基礎知識 (法人税No.76)
- 特定資産の買換えにより取得した固定資産の圧縮記帳②
前回は特定資産の買換えにより取得した固定資産の圧縮記帳についての譲渡資産及び買換資産の範囲について説明しましたが、今回は譲渡資産及び買換資産の取扱いについて説明したいと思います。
まず、譲渡資産の取り扱いについてですが、この圧縮記帳制度の適用対象となる譲渡資産は、原則として、固定資産である土地等、建物または構築物に限られます。したがって、棚卸資産のほか有価証券、機械及び装置、無形固定資産、繰延資産などを譲渡しても、この特例の適用はありません。また、短期所有土地に対する土地重課の適用対象となる土地にも、この特例は適用されません。不動産業者がもつ販売用の土地や建物は棚卸資産なので、圧縮記帳の適用対象から除かれますが、一般の事業法人が従来固定資産として使用していた土地を譲渡するにあたり、その土地にマンションなどを建築したり、その土地の区画形質の変更などを行って分譲した場合は、棚卸資産の譲渡には該当しないことになっています。
次に、買換資産の取り扱いについてですが、買換資産は新たに取得した資産に限られますので、既存の固定資産について行った改良、改造などの資本的支出は買換資産とすることができません。ただし、次のような改良、改造などは買換資産として取り扱われます。

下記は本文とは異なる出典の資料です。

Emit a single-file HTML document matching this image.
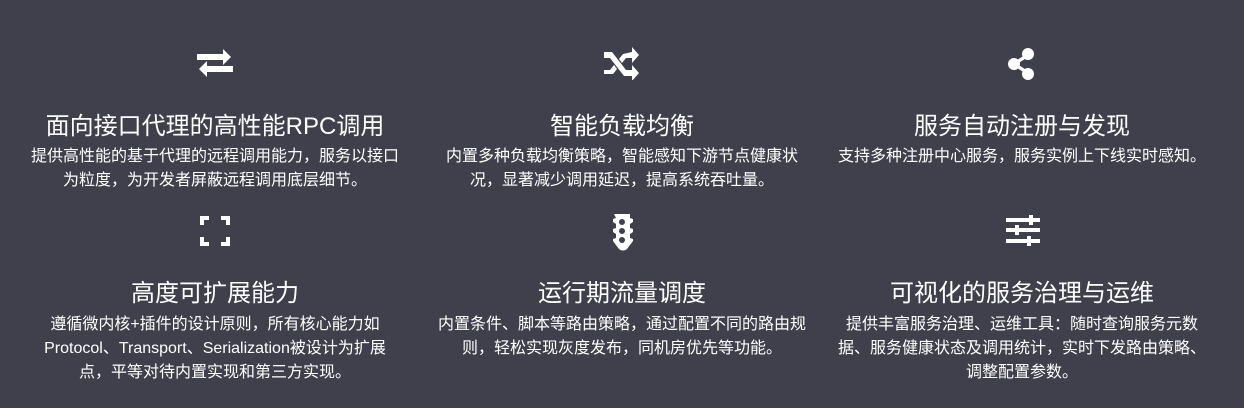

- 新たに取得した買換資産について改良、改良などを行った場合
- 従来から所有している建物の増築、構築物の拡張または延長などのように、実質的に新たな資産を取得したものと認められる場合
買換資産は、原則として譲渡資産を譲渡した日を含む事業年度内に取得しなければなりません。ただし、譲渡した事業年度の期首以前1年以内に取得した資産も、買換資産とすることができます。また、譲渡した事業年度の翌期首から1年以内に取得する資産も特別勘定を設定することで事実上の圧縮記帳が認められます。